Member of the Chamber of Representatives
- Incumbent
- Assumed office 9 June 2024
- Constituency: Limburg

Personal details
- Born: 21 May 1967 (age 59) Etterbeek, Belgium
- Party: Vooruit

= Alain Yzermans =

Belgian politician (born 1967)

Alain L. J. Yzermans (born 21 May 1967) is a Belgian politician and member of the Chamber of Representatives. A member of Vooruit, he has represented Limburg since June 2024.

Yzermans was born on 21 May 1967 in Etterbeek. He was elected to the municipal council in Houthalen-Helchteren at the 1994 local election.
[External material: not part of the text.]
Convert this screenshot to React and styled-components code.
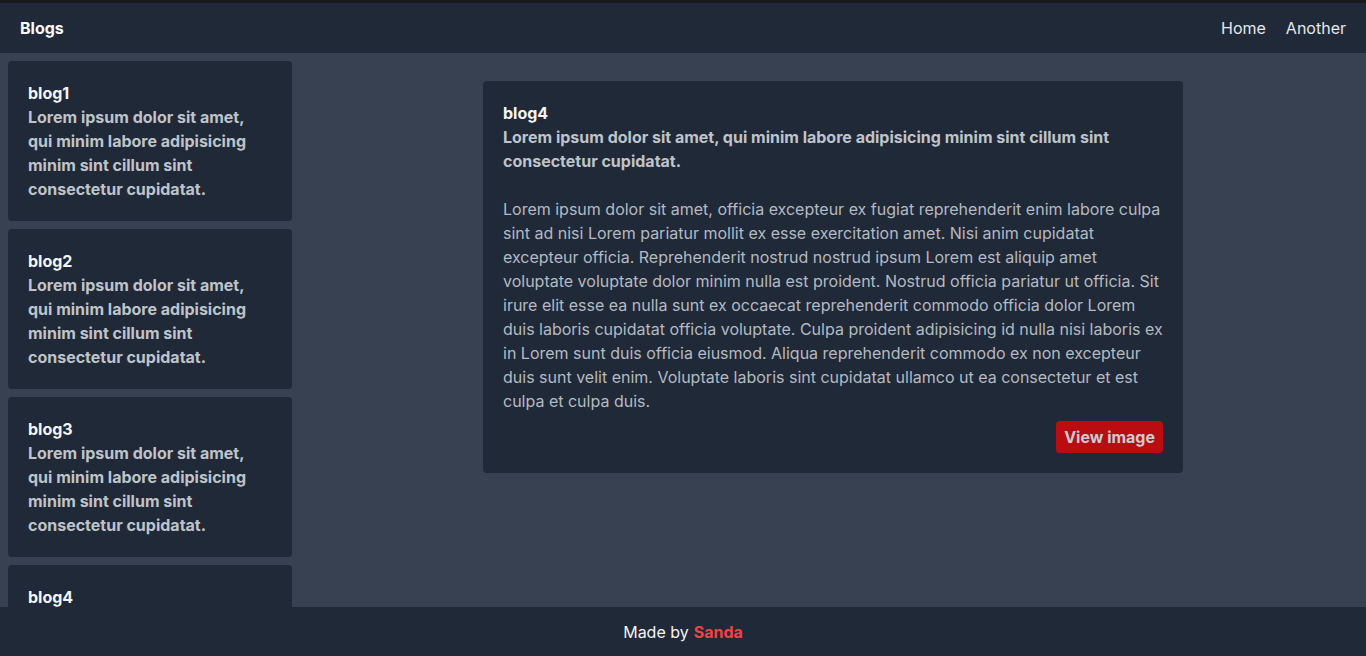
import React from "react";
import styled, { createGlobalStyle } from "styled-components";

const lorem =
  "Lorem ipsum dolor sit amet, qui minim labore adipisicing minim sint cillum sint consectetur cupidatat.";

const body =
  "Lorem ipsum dolor sit amet, officia excepteur ex fugiat reprehenderit enim labore culpa sint ad nisi Lorem pariatur mollit ex esse exercitation amet. Nisi anim cupidatat excepteur officia. Reprehenderit nostrud nostrud ipsum Lorem est aliquip amet voluptate voluptate dolor minim nulla est proident. Nostrud officia pariatur ut officia. Sit irure elit esse ea nulla sunt ex occaecat reprehenderit commodo officia dolor Lorem duis laboris cupidatat officia voluptate. Culpa proident adipisicing id nulla nisi laboris ex in Lorem sunt duis officia eiusmod. Aliqua reprehenderit commodo ex non excepteur duis sunt velit enim. Voluptate laboris sint cupidatat ullamco ut ea consectetur et est culpa et culpa duis.";

const blogs = ["blog1", "blog2", "blog3", "blog4"];

const App = () => {
  return (
    <Page>
      <GlobalStyle />
      <Header>
        <Brand>Blogs</Brand>
        <Nav>
          <NavLink>Home</NavLink>
          <NavLink>Another</NavLink>
        </Nav>
      </Header>

      <Main>
        <Sidebar>
          {blogs.map((b) => (
            <SideCard key={b}>
              <Title>{b}</Title>
              <Summary>{lorem}</Summary>
            </SideCard>
          ))}
        </Sidebar>

        <Content>
          <Article>
            <Title>blog4</Title>
            <Summary>{lorem}</Summary>
            <Body>{body}</Body>
            <Actions>
              <RedBtn type="button">View image</RedBtn>
            </Actions>
          </Article>
        </Content>
      </Main>

      <Footer>
        Made by <Author>Sanda</Author>
      </Footer>
    </Page>
  );
};

export default App;

const GlobalStyle = createGlobalStyle`
  * { box-sizing: border-box; }
  html, body {
    margin: 0;
    padding: 0;
    background: #374151;
    font-family: Inter, "Noto Sans", sans-serif;
  }
`;

const Page = styled.div`
  height: 656px;
  display: flex;
  flex-direction: column;
  overflow: hidden;
`;

const Header = styled.header`
  height: 53px;
  flex-shrink: 0;
  border-top: 3px solid #17191e;
  background: #1f2937;
  display: flex;
  align-items: center;
  justify-content: space-between;
  padding: 0 20px;
`;

const Brand = styled.div`
  font-size: 16px;
  font-weight: 700;
  color: #f9fafb;
`;

const Nav = styled.nav`
  display: flex;
  gap: 20px;
`;

const NavLink = styled.a`
  font-size: 16px;
  color: #e5e7eb;
  cursor: pointer;
`;

const Main = styled.main`
  flex: 1;
  min-height: 0;
  display: flex;
  background: #374151;
`;

const Sidebar = styled.aside`
  width: 300px;
  flex-shrink: 0;
  padding: 8px;
  display: flex;
  flex-direction: column;
  gap: 8px;
  overflow: hidden;
`;

const SideCard = styled.div`
  flex-shrink: 0;
  height: 160px;
  background: #1f2937;
  border-radius: 4px;
  padding: 20px;
`;

const Title = styled.div`
  font-size: 16px;
  line-height: 24px;
  font-weight: 700;
  color: #f3f4f6;
`;

const Summary = styled.div`
  font-size: 16px;
  line-height: 24px;
  font-weight: 700;
  color: #bfc3ca;
`;

const Content = styled.section`
  flex: 1;
  display: flex;
  justify-content: center;
  align-items: flex-start;
  padding-top: 28px;
`;

const Article = styled.article`
  width: 700px;
  background: #1f2937;
  border-radius: 4px;
  padding: 20px;
`;

const Body = styled.p`
  margin: 24px 0 0;
  font-size: 16px;
  line-height: 24px;
  color: #b5bac2;
`;

const Actions = styled.div`
  display: flex;
  justify-content: flex-end;
  margin-top: 8px;
`;

const RedBtn = styled.button`
  height: 32px;
  padding: 0 8px;
  border: none;
  border-radius: 4px;
  background: #b90d12;
  color: #c9cdd3;
  font-family: Inter, "Noto Sans", sans-serif;
  font-size: 16px;
  font-weight: 700;
  cursor: pointer;
`;

const Footer = styled.footer`
  height: 49px;
  flex-shrink: 0;
  background: #1f2937;
  display: flex;
  align-items: center;
  justify-content: center;
  gap: 5px;
  font-size: 16px;
  color: #f3f4f6;
`;

const Author = styled.span`
  color: #ef4444;
  font-weight: 700;
`;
He was re-elected at the 2000, 2006, 2012 and 2018 local elections. He was schepen (alderman) for culture, youth and tourism before becoming mayor of Houthalen-Helchteren in 2003. He contested the 2014 federal election as the Socialist Party Different (SP.A)'s first placed substitute candidate in Limburg and received 8,396 preference votes. He was elected to the Chamber of Representatives at the 2024 federal election.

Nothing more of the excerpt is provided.